Control of Spin Polarization through Recollisions

TL;DR

This paper explores how recollision dynamics in xenon atoms, under linearly polarized light, can generate and influence spin polarization of photoelectrons, revealing ultrafast spin-flip processes linked to the ion's spin-orbit interaction.

Contribution

It demonstrates that ultrafast recollision dynamics induce spin polarization and flips in photoelectrons, a phenomenon previously overlooked in recollision-based models.

Findings

Spin polarization emerges when measuring photoelectrons in coincidence with ions.

Ultrafast recollision dynamics can cause spin flips in photoelectrons.

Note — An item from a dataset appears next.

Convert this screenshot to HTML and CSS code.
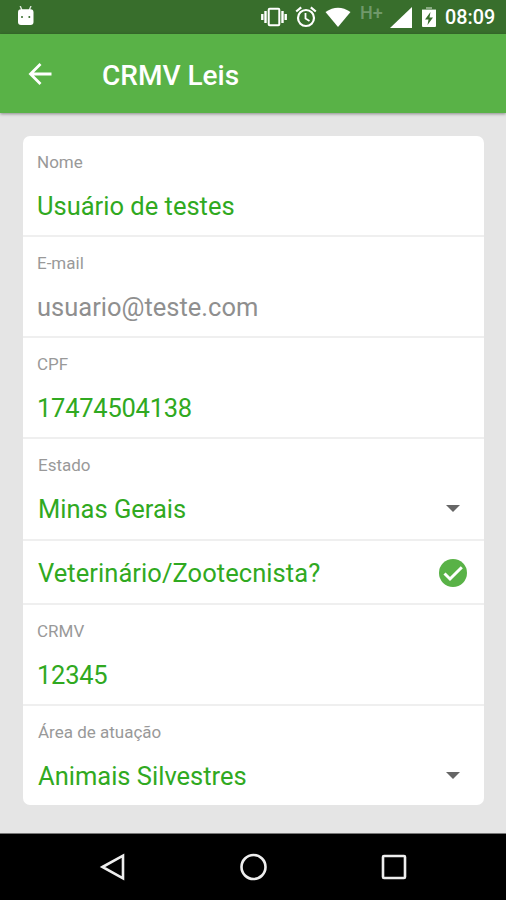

Effects occur within the dipole approximation.

Abstract

Using only linearly polarized light, we study the possibility of generating spin-polarized photoelectrons from xenon atoms. No net spin polarization is possible, since the xenon ground state is spin-less, but when the photoelectron are measured in coincidence with the residual ion, spin polarization emerges. Furthermore, we show that ultrafast dynamics of the recolliding photoelectrons contribute to an apparent flipping of the spin of the photoelectron, a process that has been completely neglected so far in all analyses of recollision-based processes. We link this phenomenon to the ``spin--orbit clock'' of the remaining ion. These effects arise already in dipole approximation.